(begin)

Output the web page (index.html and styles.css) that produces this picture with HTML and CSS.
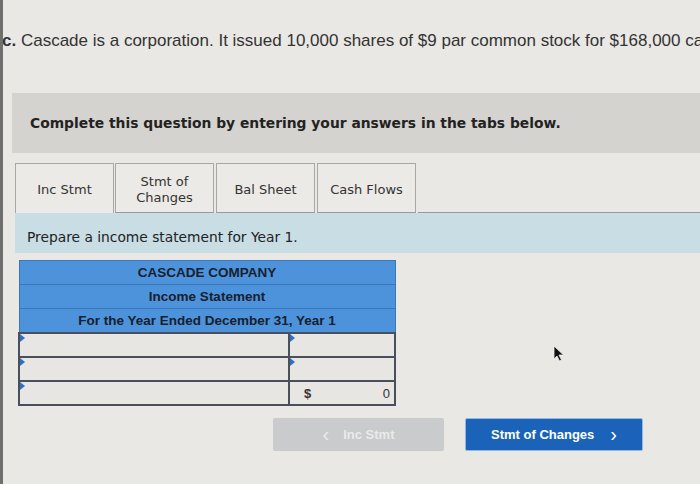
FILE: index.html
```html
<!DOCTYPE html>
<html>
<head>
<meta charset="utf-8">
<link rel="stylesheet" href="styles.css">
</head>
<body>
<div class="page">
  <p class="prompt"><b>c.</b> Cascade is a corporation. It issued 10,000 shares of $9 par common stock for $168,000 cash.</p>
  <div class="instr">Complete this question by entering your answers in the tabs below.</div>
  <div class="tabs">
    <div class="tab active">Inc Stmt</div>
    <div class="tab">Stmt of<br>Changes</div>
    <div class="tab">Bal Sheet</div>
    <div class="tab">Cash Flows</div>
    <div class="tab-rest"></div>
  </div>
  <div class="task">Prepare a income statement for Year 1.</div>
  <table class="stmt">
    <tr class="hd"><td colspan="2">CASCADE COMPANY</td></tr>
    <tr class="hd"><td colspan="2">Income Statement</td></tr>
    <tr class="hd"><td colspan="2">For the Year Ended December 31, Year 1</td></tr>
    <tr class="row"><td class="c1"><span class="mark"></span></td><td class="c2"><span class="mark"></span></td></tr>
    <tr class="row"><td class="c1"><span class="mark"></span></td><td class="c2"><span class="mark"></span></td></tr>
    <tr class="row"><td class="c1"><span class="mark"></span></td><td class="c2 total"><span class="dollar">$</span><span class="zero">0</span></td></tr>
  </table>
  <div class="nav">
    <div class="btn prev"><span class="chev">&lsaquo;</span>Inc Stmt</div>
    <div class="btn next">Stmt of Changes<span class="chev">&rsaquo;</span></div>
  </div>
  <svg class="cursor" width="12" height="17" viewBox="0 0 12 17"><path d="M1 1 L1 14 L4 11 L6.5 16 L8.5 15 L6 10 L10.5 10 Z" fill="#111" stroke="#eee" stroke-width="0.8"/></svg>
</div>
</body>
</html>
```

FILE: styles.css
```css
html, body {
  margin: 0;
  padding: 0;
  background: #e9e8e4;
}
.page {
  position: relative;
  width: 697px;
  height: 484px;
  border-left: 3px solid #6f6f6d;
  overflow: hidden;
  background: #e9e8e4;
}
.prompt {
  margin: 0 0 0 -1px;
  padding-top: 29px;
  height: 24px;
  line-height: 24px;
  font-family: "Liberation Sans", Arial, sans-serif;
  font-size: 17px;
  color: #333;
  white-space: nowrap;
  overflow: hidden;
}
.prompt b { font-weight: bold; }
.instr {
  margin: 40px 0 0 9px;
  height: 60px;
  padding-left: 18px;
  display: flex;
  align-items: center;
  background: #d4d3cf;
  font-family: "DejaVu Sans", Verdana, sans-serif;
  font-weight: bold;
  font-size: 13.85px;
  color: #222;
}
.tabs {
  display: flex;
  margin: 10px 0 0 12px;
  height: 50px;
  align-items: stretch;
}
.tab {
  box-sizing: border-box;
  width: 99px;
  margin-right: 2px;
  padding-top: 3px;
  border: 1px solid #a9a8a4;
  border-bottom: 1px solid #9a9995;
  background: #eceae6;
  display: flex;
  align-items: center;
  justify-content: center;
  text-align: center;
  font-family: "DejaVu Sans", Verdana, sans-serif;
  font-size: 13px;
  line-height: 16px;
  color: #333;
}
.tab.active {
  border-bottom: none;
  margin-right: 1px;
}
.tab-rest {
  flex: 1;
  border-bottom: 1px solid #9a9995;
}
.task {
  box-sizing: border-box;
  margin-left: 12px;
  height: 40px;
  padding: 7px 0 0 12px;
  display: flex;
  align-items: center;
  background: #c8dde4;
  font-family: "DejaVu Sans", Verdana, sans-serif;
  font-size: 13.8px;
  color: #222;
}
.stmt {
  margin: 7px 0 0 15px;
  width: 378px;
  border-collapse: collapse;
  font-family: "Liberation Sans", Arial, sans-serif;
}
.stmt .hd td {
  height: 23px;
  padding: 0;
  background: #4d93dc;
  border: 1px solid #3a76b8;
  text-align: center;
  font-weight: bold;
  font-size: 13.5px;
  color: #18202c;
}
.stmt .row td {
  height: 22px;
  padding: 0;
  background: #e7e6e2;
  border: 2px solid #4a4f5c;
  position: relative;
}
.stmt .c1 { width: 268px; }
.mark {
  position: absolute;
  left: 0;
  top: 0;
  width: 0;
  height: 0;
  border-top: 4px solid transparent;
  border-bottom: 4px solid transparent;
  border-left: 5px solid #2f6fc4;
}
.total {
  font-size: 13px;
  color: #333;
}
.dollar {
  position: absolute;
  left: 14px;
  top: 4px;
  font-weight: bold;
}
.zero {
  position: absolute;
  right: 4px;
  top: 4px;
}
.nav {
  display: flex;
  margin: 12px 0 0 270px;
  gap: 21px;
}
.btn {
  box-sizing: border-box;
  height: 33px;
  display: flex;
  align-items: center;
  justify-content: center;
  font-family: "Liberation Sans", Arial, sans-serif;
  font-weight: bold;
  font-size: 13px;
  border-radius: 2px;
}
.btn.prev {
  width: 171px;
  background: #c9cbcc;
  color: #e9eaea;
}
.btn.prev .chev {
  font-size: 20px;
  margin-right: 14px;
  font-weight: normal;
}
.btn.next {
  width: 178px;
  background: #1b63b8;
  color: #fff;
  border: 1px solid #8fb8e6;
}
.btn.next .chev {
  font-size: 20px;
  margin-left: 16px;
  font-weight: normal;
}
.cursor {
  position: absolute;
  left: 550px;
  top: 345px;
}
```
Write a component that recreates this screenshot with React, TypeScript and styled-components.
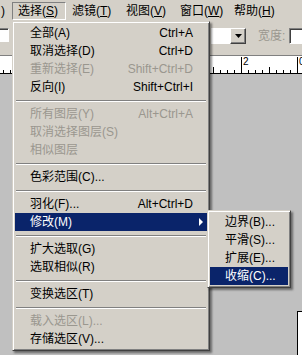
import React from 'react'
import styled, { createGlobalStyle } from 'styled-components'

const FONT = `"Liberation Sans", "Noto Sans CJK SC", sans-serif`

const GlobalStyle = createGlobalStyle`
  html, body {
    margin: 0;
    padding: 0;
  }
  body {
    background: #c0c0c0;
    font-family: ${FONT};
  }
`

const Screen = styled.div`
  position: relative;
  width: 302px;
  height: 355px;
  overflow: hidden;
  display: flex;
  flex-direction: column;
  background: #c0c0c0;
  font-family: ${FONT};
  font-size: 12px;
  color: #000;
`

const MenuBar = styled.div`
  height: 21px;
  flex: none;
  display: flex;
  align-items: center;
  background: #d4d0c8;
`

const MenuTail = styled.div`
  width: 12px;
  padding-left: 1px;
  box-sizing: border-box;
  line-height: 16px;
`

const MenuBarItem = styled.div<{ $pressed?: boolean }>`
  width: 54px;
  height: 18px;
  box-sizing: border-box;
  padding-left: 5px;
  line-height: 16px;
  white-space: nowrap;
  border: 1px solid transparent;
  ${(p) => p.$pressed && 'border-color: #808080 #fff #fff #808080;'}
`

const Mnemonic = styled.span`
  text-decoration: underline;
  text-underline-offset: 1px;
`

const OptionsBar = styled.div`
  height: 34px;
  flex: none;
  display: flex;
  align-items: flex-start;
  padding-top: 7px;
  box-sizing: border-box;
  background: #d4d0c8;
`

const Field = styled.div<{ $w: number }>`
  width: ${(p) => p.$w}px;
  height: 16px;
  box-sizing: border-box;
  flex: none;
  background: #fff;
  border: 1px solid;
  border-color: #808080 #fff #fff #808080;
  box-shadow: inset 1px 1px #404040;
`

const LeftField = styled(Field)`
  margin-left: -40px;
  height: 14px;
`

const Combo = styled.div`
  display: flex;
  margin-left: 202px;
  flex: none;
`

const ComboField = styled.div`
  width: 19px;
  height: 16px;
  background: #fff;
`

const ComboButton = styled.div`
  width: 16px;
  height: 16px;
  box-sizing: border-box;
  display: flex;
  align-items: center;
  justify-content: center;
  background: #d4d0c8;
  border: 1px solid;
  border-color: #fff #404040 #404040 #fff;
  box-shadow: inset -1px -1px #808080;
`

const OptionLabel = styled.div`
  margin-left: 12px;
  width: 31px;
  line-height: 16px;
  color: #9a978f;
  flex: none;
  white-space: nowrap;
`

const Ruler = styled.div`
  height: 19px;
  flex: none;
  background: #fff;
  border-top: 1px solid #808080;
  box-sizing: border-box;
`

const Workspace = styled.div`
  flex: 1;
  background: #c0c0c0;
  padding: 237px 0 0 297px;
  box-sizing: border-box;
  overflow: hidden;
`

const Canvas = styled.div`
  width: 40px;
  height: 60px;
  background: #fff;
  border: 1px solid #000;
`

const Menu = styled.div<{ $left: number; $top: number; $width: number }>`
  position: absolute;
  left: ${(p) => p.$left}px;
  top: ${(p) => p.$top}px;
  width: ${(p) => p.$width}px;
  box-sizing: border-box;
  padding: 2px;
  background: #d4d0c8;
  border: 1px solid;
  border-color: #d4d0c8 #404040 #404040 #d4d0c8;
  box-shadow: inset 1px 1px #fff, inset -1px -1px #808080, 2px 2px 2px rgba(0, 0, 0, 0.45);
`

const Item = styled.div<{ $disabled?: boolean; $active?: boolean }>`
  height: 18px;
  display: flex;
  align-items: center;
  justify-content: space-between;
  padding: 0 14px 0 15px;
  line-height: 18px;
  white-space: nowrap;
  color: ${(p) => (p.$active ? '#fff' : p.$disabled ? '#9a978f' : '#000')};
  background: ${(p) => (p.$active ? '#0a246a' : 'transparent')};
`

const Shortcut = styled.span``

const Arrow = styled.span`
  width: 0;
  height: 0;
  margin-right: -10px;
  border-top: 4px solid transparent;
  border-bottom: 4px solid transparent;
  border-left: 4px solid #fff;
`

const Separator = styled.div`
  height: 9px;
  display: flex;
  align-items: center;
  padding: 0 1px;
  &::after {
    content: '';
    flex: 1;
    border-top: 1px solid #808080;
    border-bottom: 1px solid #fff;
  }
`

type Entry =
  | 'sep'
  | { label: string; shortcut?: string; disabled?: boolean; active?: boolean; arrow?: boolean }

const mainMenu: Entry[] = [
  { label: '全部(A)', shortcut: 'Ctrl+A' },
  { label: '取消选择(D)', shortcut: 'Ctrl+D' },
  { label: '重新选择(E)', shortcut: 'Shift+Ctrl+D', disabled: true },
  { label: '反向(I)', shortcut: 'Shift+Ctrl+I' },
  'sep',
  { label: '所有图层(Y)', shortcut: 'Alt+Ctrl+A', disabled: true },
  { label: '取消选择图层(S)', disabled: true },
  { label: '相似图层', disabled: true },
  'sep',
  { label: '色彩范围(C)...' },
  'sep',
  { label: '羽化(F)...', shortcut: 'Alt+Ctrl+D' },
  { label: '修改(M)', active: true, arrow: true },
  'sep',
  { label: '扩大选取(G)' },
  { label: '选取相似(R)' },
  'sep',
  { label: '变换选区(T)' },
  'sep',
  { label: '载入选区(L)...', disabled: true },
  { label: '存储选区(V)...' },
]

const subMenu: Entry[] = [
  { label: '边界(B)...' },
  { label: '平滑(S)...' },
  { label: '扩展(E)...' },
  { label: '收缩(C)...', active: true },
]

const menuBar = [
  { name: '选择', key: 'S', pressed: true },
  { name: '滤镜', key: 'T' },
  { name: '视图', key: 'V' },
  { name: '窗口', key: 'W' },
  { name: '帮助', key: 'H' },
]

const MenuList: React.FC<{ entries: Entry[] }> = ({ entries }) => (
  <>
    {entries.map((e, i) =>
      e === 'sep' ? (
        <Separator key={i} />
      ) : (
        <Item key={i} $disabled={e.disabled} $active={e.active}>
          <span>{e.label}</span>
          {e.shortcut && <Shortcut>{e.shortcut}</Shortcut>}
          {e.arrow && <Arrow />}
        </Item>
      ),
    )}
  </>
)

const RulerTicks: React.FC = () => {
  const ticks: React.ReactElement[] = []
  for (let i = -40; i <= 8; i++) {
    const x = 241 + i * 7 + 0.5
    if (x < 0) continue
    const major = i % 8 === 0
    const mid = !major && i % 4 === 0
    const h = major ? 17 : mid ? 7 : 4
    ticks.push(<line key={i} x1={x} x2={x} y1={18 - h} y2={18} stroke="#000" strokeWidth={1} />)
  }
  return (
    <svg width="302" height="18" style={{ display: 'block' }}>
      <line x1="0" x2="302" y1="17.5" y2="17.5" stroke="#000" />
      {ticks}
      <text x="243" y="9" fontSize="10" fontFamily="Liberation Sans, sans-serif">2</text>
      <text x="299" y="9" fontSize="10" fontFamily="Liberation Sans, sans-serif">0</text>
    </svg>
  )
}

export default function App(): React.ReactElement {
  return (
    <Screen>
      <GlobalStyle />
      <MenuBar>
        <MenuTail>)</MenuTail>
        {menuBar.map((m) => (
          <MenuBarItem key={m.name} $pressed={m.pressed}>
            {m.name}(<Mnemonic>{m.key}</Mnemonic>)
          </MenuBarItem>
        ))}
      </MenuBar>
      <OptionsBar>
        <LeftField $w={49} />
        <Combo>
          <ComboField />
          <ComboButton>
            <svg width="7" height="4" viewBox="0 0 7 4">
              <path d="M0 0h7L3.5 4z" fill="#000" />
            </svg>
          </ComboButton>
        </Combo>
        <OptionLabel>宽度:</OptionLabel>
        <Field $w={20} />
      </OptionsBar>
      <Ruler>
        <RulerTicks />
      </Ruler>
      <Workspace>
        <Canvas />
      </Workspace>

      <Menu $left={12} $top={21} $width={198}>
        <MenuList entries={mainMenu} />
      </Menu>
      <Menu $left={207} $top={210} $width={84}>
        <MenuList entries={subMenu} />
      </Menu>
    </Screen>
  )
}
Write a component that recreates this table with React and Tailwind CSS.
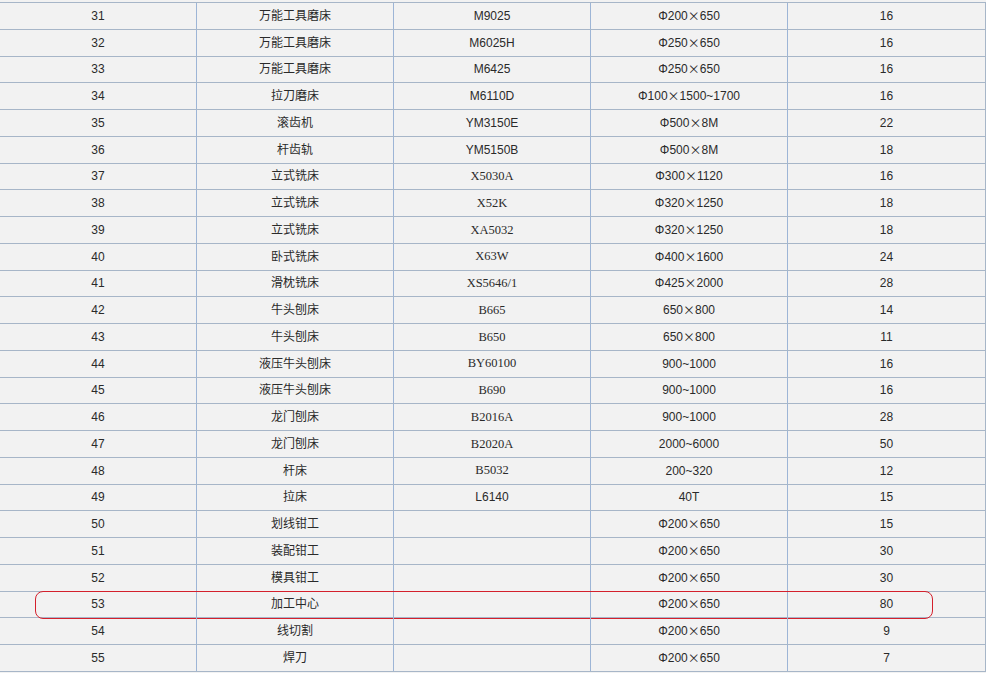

(end)

Work to be completed: Locate all lines in the listing above with the word "this". Copy them.

Exercise response:
Output the web page (index.html and styles.css) that produces this picture with HTML and CSS.
  <div class="instr">Complete this question by entering your answers in the tabs below.</div>
Write a component that recreates this screenshot with React, TypeScript and styled-components.
Write a component that recreates this table with React and Tailwind CSS.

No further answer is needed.